- Born: 1959
- Died: 2019 (aged 59–60)
- Education: Carnegie Mellon University
- Occupation: archivist
- Known for: authority on Andy Warhol

= Matt Wrbican =

American archivist (1959–2019)

Matt Wrbican (1959–2019) was an American archivist and authority on the life of the artist Andy Warhol. He earned his BFA in Painting and MFA in Intermedia/Electronic Art from Carnegie Mellon University (CMU), where he studied with Bruce Breland. He began working with the Warhol Archive in 1991 in New York City and became Chief Archivist of The Andy Warhol Museum in Pittsburgh, Pennsylvania, United States. He managed the Archive and Warhol's Time Capsules for more than two decades at the Warhol Museum, where he unpacked, processed, preserved, and documented an estimated 500,000 objects. His last book is A is for Archive: Warhol's World from A to Z (Yale University Press, 2019).
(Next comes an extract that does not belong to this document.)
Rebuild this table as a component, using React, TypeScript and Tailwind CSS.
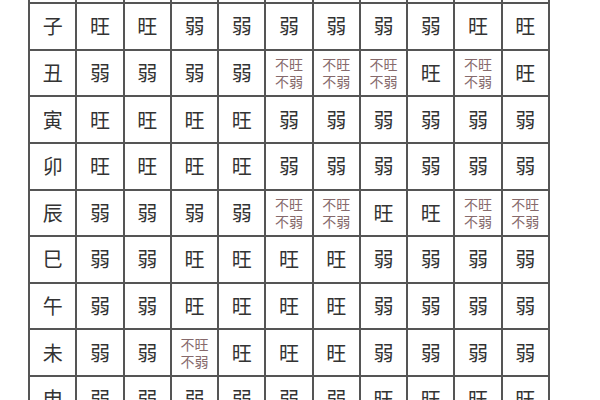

He also exhibited his artwork at the Pittsburgh Center for the Arts and Galleries. He died on Saturday, June 1, 2019, after a four-year battle with brain cancer.

==Blog==
The Warhol: Blog. Author: Matt Wrbican

==Books==
- Wrbican, Matt, Blake Gopnik, and Abigail Franzen-Sheehan. A Is for Archive. Warhol's World from a to Z. New Haven: Yale University Press, 2019.
- Alligood, Chad, Michael Jay McClure, and Matt Wrbican. Warhol's Nature, New York : Scala Arts Publishers, Inc., 2015.
- Wrbican, Matt, Andy Warhol, and Geralyn Huxley. Andy Warhol Treasures: [the Illustrated Story of Andy Warhol's Life and Work with Over 20 Facsimile Documents from His Personal Archive]. London: Goodman, 2011.
- Warhol, Andy, and Eva Meyer-Hermann. Andy Warhol: A Guide to 706 Items in 2 Hours 56 Minutes. Rotterdam: Nai Publishers, 2007.
- Wrbican, Matt. Andy Warhol's Time Capsules: A Guide to the Exhibition. Pittsburgh: Andy Warhol Museum, 2004.